David
That stuff was an experiment I did as I coded
Emscripten. I'm still not sure if it was useful
or not ;)
Basically, all it is is the idea that there are
'items' that are processed, and 'processors'
that process them. Each processor processes
some items, then transfers them to other
processors (or marks them as final results).

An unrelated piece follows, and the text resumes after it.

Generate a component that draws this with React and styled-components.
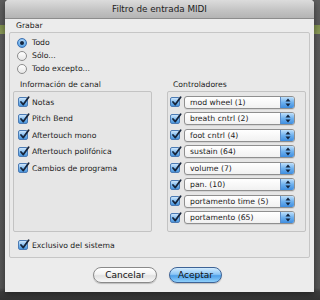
import React from 'react';
import styled, { createGlobalStyle } from 'styled-components';

const GlobalStyle = createGlobalStyle`
    html, body {
        margin: 0;
        padding: 0;
        width: 320px;
        height: 300px;
        overflow: hidden;
        background: linear-gradient(to bottom,
            #5e5e5e 0px, #5a5a5a 25px,
            #7f8f4f 25px, #8a9a58 34px,
            #5b5b5b 34px, #555555 288px,
            #3c3c3c 292px, #333333 300px);
        font-family: "DejaVu Sans", "Liberation Sans", sans-serif;
    }
`;

const Window = styled.div`
    margin-left: 5px;
    width: 309px;
    height: 292px;
    background: #ececec;
    border-radius: 4px 4px 0 0;
    box-shadow: 0 2px 6px rgba(0, 0, 0, 0.45);
    display: flex;
    flex-direction: column;
    overflow: hidden;
`;

const TitleBar = styled.div`
    height: 19px;
    box-sizing: border-box;
    background: linear-gradient(to bottom, #dcdcdc, #c2c2c2 60%, #b4b4b4);
    border-bottom: 1px solid #8c8c8c;
    display: flex;
    align-items: center;
    justify-content: center;
    font-size: 8.8px;
    color: #222;
`;

const Body = styled.div`
    flex: 1;
    display: flex;
    flex-direction: column;
    padding: 0 4px 0 4px;
`;

const SectionLabel = styled.div`
    height: 13px;
    display: flex;
    align-items: center;
    padding-left: ${(p) => p.indent || 7}px;
    font-size: 7.7px;
    color: #222;
`;

const OuterBox = styled.div`
    width: 301px;
    height: 226px;
    box-sizing: border-box;
    border: 1px solid #c6c6c6;
    border-radius: 2px;
    background: #e9e9e9;
    padding: 3px 3px 5px 3px;
    display: flex;
    flex-direction: column;
`;

const RadioList = styled.div`
    display: flex;
    flex-direction: column;
    padding-left: 4px;
`;

const Row = styled.label`
    height: ${(p) => p.h || 13}px;
    display: flex;
    align-items: center;
    gap: ${(p) => p.gap || 5}px;
    font-size: 7.7px;
    color: #1c1c1c;
    white-space: nowrap;
`;

const RadioDot = styled.span`
    width: 10px;
    height: 10px;
    box-sizing: border-box;
    border-radius: 50%;
    display: flex;
    align-items: center;
    justify-content: center;
    border: 1px solid ${(p) => (p.on ? '#3c6fb0' : '#8d8d8d')};
    background: ${(p) =>
        p.on
            ? 'radial-gradient(circle at 50% 35%, #cfe6fb, #6aaeea 60%, #3b86d4)'
            : 'linear-gradient(to bottom, #ffffff, #e6e6e6)'};
    &::after {
        content: '';
        display: ${(p) => (p.on ? 'block' : 'none')};
        width: 4px;
        height: 4px;
        border-radius: 50%;
        background: #13253f;
    }
`;

const Columns = styled.div`
    display: grid;
    grid-template-columns: 139px 139px;
    column-gap: 15px;
`;

const Group = styled.div`
    display: flex;
    flex-direction: column;
`;

const GroupLabel = styled(SectionLabel)`
    height: 16px;
    padding-top: 2px;
    box-sizing: border-box;
`;

const GroupBox = styled.div`
    height: 141px;
    box-sizing: border-box;
    border: 1px solid #c3c3c3;
    border-radius: 2px;
    background: #e6e6e6;
    padding: 2px ${(p) => p.pad}px 0;
    display: flex;
    flex-direction: column;
`;

const CheckBox = styled.span`
    width: 10px;
    height: 10px;
    flex: none;
    box-sizing: border-box;
    border: 1px solid #4c7bb4;
    border-radius: 2px;
    background: linear-gradient(to bottom, #cfe6fb, #7ab8ee 55%, #4a95dc);
    position: relative;
    svg {
        position: absolute;
        left: 0px;
        top: -2px;
    }
`;

const Popup = styled.div`
    width: 111px;
    height: 13px;
    box-sizing: border-box;
    border: 1px solid #8f8f8f;
    border-radius: 3px;
    background: linear-gradient(to bottom, #ffffff, #f1f1f1);
    display: flex;
    align-items: center;
    overflow: hidden;
    box-shadow: 0 1px 0 rgba(0, 0, 0, 0.08);
`;

const PopupText = styled.span`
    flex: 1;
    padding-left: 5px;
    font-size: 7.7px;
    color: #1c1c1c;
`;

const PopupArrow = styled.span`
    width: 13px;
    height: 100%;
    border-left: 1px solid #5b8cc8;
    background: linear-gradient(to bottom, #bfe0fb, #6db0ee 50%, #3f8ee0);
    display: flex;
    align-items: center;
    justify-content: center;
`;

const ExclusiveRow = styled(Row)`
    margin-top: 6px;
    margin-left: 5px;
`;

const ButtonBar = styled.div`
    flex: 1;
    display: flex;
    align-items: center;
    justify-content: center;
    gap: 12px;
    padding-right: 4px;
`;

const Button = styled.button`
    height: 16px;
    width: ${(p) => p.w}px;
    padding: 0;
    border-radius: 8px;
    font-family: "DejaVu Sans", "Liberation Sans", sans-serif;
    font-size: 9px;
    color: #111;
    border: 1px solid ${(p) => (p.primary ? '#3e6396' : '#8a8a8a')};
    background: ${(p) =>
        p.primary
            ? 'linear-gradient(to bottom, #d3ebfd 0%, #8cc6f6 45%, #4e9fe8 55%, #8fd0fb 100%)'
            : 'linear-gradient(to bottom, #ffffff 0%, #f3f3f3 45%, #e2e2e2 55%, #f7f7f7 100%)'};
    box-shadow: 0 1px 1px rgba(0, 0, 0, 0.2);
`;

const Check = () => (
    <CheckBox>
        <svg width="11" height="11" viewBox="0 0 11 11">
            <path d="M2 6 L4.3 8.6 L9.6 1.2" fill="none" stroke="#16243a" strokeWidth="1.8" strokeLinecap="round" strokeLinejoin="round" />
        </svg>
    </CheckBox>
);

const Arrows = () => (
    <svg width="6" height="9" viewBox="0 0 6 9">
        <path d="M3 0.5 L5.5 3.5 L0.5 3.5 Z" fill="#10223c" />
        <path d="M3 8.5 L5.5 5.5 L0.5 5.5 Z" fill="#10223c" />
    </svg>
);

const radios = [
    { id: 'todo', text: 'Todo', on: true },
    { id: 'solo', text: 'Sólo...' },
    { id: 'excepto', text: 'Todo excepto...' },
];

const channelInfo = ['Notas', 'Pitch Bend', 'Aftertouch mono', 'Aftertouch polifónica', 'Cambios de programa'];

const controllers = [
    'mod wheel (1)',
    'breath cntrl (2)',
    'foot cntrl (4)',
    'sustain (64)',
    'volume (7)',
    'pan. (10)',
    'portamento time (5)',
    'portamento (65)',
];

const App = () => {
    return (
        <>
            <GlobalStyle />
            <Window>
                <TitleBar>Filtro de entrada MIDI</TitleBar>
                <Body>
                    <SectionLabel>Grabar</SectionLabel>
                    <OuterBox>
                        <RadioList>
                            {radios.map((r) => (
                                <Row key={r.id}>
                                    <RadioDot on={r.on} />
                                    {r.text}
                                </Row>
                            ))}
                        </RadioList>
                        <Columns>
                            <Group>
                                <GroupLabel>Información de canal</GroupLabel>
                                <GroupBox pad={4}>
                                    {channelInfo.map((t) => (
                                        <Row key={t} h={16.5} gap={4}>
                                            <Check />
                                            {t}
                                        </Row>
                                    ))}
                                </GroupBox>
                            </Group>
                            <Group>
                                <GroupLabel indent={6}>Controladores</GroupLabel>
                                <GroupBox pad={2}>
                                    {controllers.map((c) => (
                                        <Row key={c} h={16.5} gap={4}>
                                            <Check />
                                            <Popup>
                                                <PopupText>{c}</PopupText>
                                                <PopupArrow>
                                                    <Arrows />
                                                </PopupArrow>
                                            </Popup>
                                        </Row>
                                    ))}
                                </GroupBox>
                            </Group>
                        </Columns>
                        <ExclusiveRow h={14} gap={4}>
                            <Check />
                            Exclusivo del sistema
                        </ExclusiveRow>
                    </OuterBox>
                    <ButtonBar>
                        <Button w={64}>Cancelar</Button>
                        <Button w={53} primary>Aceptar</Button>
                    </ButtonBar>
                </Body>
            </Window>
        </>
    );
};

export default App;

What's useful in the approach is that it
is easy to debug (get printouts about what
processors run and on what), and could be
scaled to multiple threads very easily. It
also leads to very modular code. But, it's
also clunky sometimes.
> Also, I noted a number of object literals have
> trailing commas. This is not often a problem in practice but I do
> think it's cleaner to omit them. Would a patch that removed them be
> welcome?
>
Sure!
- azakai
David
Thanks for the patch! I'm applying all of it but the
part with adding semicolons inside one-line
lambda functions. I prefer it without semicolons
in that case, they look more like lambdas that way
IMO.
- azakai
On Dec 10, 2010 1:45 AM, "Alon Zakai" <aza...@mozilla.com> wrote:
>
> (Sorry for not getting to this sooner, been very busy...)
>
Not a problem, I know how that goes.
> Thanks for the patch! I'm applying all of it but the
> part with adding semicolons inside one-line
> lambda functions. I prefer it without semicolons
> in that case, they look more like lambdas that way
> IMO.
Sounds reasonable to me. Also, I have been playing with runner.py so that you can source the config params from ~/.emscripten or your environment rather than having to edit the source tree itself as part of my general effort to get all the tests passing after modifying the parser. Is that interesting?
David
Definitely! I've been meaning to do that for
a while, but haven't gotten around to it.